## Work to complete:
Output the full listing below exactly, without the pictures.

## Material provided:
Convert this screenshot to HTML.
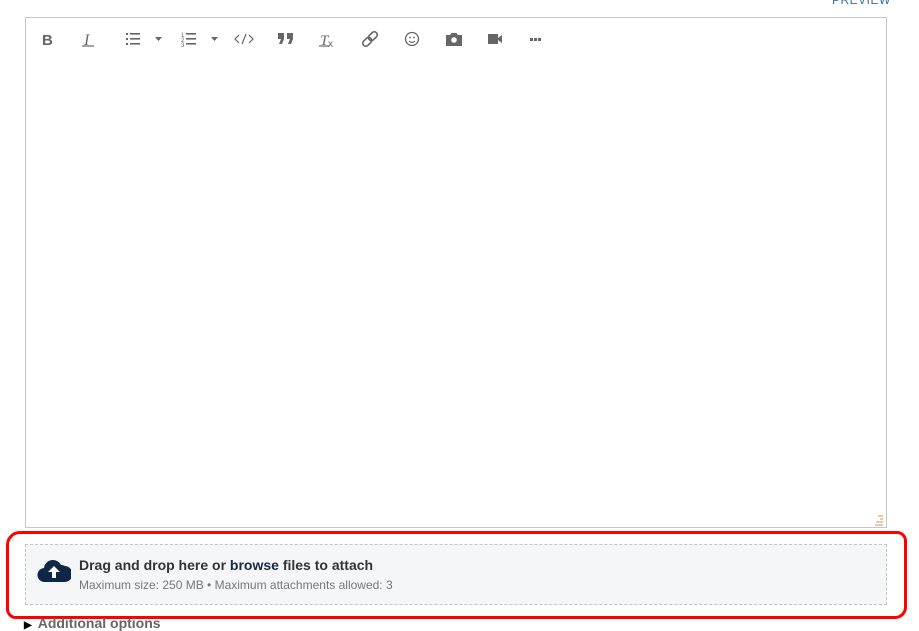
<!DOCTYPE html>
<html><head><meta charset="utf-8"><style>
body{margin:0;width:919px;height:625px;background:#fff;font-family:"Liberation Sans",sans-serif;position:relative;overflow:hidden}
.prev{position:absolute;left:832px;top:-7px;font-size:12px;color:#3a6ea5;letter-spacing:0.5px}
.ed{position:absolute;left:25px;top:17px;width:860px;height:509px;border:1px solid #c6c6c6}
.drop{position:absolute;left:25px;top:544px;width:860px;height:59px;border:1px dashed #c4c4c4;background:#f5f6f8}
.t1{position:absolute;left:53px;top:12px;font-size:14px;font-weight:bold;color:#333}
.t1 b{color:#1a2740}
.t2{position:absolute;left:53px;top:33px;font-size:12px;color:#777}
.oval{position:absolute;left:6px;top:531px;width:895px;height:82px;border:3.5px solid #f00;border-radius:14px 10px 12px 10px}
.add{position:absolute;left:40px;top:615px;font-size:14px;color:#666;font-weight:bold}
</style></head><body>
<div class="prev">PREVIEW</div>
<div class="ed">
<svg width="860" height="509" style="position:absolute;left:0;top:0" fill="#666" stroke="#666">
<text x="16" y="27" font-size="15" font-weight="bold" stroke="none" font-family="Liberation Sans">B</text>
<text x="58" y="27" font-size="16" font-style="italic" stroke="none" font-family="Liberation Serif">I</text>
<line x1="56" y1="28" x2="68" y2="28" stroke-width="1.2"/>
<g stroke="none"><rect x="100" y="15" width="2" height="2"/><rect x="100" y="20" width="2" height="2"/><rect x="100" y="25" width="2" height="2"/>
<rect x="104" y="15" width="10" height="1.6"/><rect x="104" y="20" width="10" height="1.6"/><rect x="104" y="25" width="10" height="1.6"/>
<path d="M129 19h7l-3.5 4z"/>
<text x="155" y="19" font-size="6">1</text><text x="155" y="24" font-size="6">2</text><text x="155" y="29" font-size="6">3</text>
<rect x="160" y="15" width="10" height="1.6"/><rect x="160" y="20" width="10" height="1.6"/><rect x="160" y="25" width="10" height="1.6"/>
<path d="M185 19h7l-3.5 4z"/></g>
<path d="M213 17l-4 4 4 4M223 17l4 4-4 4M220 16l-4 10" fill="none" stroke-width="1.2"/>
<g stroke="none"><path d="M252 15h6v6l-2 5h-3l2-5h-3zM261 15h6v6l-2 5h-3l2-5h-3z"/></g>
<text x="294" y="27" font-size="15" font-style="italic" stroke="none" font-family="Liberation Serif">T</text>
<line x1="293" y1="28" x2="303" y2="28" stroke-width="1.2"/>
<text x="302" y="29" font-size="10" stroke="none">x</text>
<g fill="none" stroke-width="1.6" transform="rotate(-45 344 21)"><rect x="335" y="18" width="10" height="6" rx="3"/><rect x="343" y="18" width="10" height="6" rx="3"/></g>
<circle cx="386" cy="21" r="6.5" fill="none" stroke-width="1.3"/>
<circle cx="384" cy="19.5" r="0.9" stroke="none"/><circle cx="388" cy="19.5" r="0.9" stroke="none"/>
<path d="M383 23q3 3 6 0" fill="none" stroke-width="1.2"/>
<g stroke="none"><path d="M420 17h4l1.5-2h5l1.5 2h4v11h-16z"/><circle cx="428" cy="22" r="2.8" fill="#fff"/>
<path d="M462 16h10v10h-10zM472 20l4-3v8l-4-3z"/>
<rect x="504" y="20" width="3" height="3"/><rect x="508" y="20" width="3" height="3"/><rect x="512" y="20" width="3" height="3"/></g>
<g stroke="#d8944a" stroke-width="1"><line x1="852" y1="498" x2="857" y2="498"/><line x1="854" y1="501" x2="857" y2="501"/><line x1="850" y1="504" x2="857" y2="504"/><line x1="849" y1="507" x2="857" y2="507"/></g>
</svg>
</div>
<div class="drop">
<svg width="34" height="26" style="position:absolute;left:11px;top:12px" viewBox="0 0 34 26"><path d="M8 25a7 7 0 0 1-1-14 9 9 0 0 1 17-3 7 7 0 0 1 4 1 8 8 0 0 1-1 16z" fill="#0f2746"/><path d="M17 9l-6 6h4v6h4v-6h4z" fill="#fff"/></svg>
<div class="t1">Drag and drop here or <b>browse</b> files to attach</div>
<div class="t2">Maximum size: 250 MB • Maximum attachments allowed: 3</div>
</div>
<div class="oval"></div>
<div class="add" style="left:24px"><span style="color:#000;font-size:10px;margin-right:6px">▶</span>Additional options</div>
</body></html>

## In response:
Convert this screenshot to HTML.
<!DOCTYPE html>
<html><head><meta charset="utf-8"><style>
body{margin:0;width:919px;height:625px;background:#fff;font-family:"Liberation Sans",sans-serif;position:relative;overflow:hidden}
.prev{position:absolute;left:832px;top:-7px;font-size:12px;color:#3a6ea5;letter-spacing:0.5px}
.ed{position:absolute;left:25px;top:17px;width:860px;height:509px;border:1px solid #c6c6c6}
.drop{position:absolute;left:25px;top:544px;width:860px;height:59px;border:1px dashed #c4c4c4;background:#f5f6f8}
.t1{position:absolute;left:53px;top:12px;font-size:14px;font-weight:bold;color:#333}
.t1 b{color:#1a2740}
.t2{position:absolute;left:53px;top:33px;font-size:12px;color:#777}
.oval{position:absolute;left:6px;top:531px;width:895px;height:82px;border:3.5px solid #f00;border-radius:14px 10px 12px 10px}
.add{position:absolute;left:40px;top:615px;font-size:14px;color:#666;font-weight:bold}
</style></head><body>
<div class="prev">PREVIEW</div>
<div class="ed">
<svg width="860" height="509" style="position:absolute;left:0;top:0" fill="#666" stroke="#666">
<text x="16" y="27" font-size="15" font-weight="bold" stroke="none" font-family="Liberation Sans">B</text>
<text x="58" y="27" font-size="16" font-style="italic" stroke="none" font-family="Liberation Serif">I</text>
<line x1="56" y1="28" x2="68" y2="28" stroke-width="1.2"/>
<g stroke="none"><rect x="100" y="15" width="2" height="2"/><rect x="100" y="20" width="2" height="2"/><rect x="100" y="25" width="2" height="2"/>
<rect x="104" y="15" width="10" height="1.6"/><rect x="104" y="20" width="10" height="1.6"/><rect x="104" y="25" width="10" height="1.6"/>
<path d="M129 19h7l-3.5 4z"/>
<text x="155" y="19" font-size="6">1</text><text x="155" y="24" font-size="6">2</text><text x="155" y="29" font-size="6">3</text>
<rect x="160" y="15" width="10" height="1.6"/><rect x="160" y="20" width="10" height="1.6"/><rect x="160" y="25" width="10" height="1.6"/>
<path d="M185 19h7l-3.5 4z"/></g>
<path d="M213 17l-4 4 4 4M223 17l4 4-4 4M220 16l-4 10" fill="none" stroke-width="1.2"/>
<g stroke="none"><path d="M252 15h6v6l-2 5h-3l2-5h-3zM261 15h6v6l-2 5h-3l2-5h-3z"/></g>
<text x="294" y="27" font-size="15" font-style="italic" stroke="none" font-family="Liberation Serif">T</text>
<line x1="293" y1="28" x2="303" y2="28" stroke-width="1.2"/>
<text x="302" y="29" font-size="10" stroke="none">x</text>
<g fill="none" stroke-width="1.6" transform="rotate(-45 344 21)"><rect x="335" y="18" width="10" height="6" rx="3"/><rect x="343" y="18" width="10" height="6" rx="3"/></g>
<circle cx="386" cy="21" r="6.5" fill="none" stroke-width="1.3"/>
<circle cx="384" cy="19.5" r="0.9" stroke="none"/><circle cx="388" cy="19.5" r="0.9" stroke="none"/>
<path d="M383 23q3 3 6 0" fill="none" stroke-width="1.2"/>
<g stroke="none"><path d="M420 17h4l1.5-2h5l1.5 2h4v11h-16z"/><circle cx="428" cy="22" r="2.8" fill="#fff"/>
<path d="M462 16h10v10h-10zM472 20l4-3v8l-4-3z"/>
<rect x="504" y="20" width="3" height="3"/><rect x="508" y="20" width="3" height="3"/><rect x="512" y="20" width="3" height="3"/></g>
<g stroke="#d8944a" stroke-width="1"><line x1="852" y1="498" x2="857" y2="498"/><line x1="854" y1="501" x2="857" y2="501"/><line x1="850" y1="504" x2="857" y2="504"/><line x1="849" y1="507" x2="857" y2="507"/></g>
</svg>
</div>
<div class="drop">
<svg width="34" height="26" style="position:absolute;left:11px;top:12px" viewBox="0 0 34 26"><path d="M8 25a7 7 0 0 1-1-14 9 9 0 0 1 17-3 7 7 0 0 1 4 1 8 8 0 0 1-1 16z" fill="#0f2746"/><path d="M17 9l-6 6h4v6h4v-6h4z" fill="#fff"/></svg>
<div class="t1">Drag and drop here or <b>browse</b> files to attach</div>
<div class="t2">Maximum size: 250 MB • Maximum attachments allowed: 3</div>
</div>
<div class="oval"></div>
<div class="add" style="left:24px"><span style="color:#000;font-size:10px;margin-right:6px">▶</span>Additional options</div>
</body></html>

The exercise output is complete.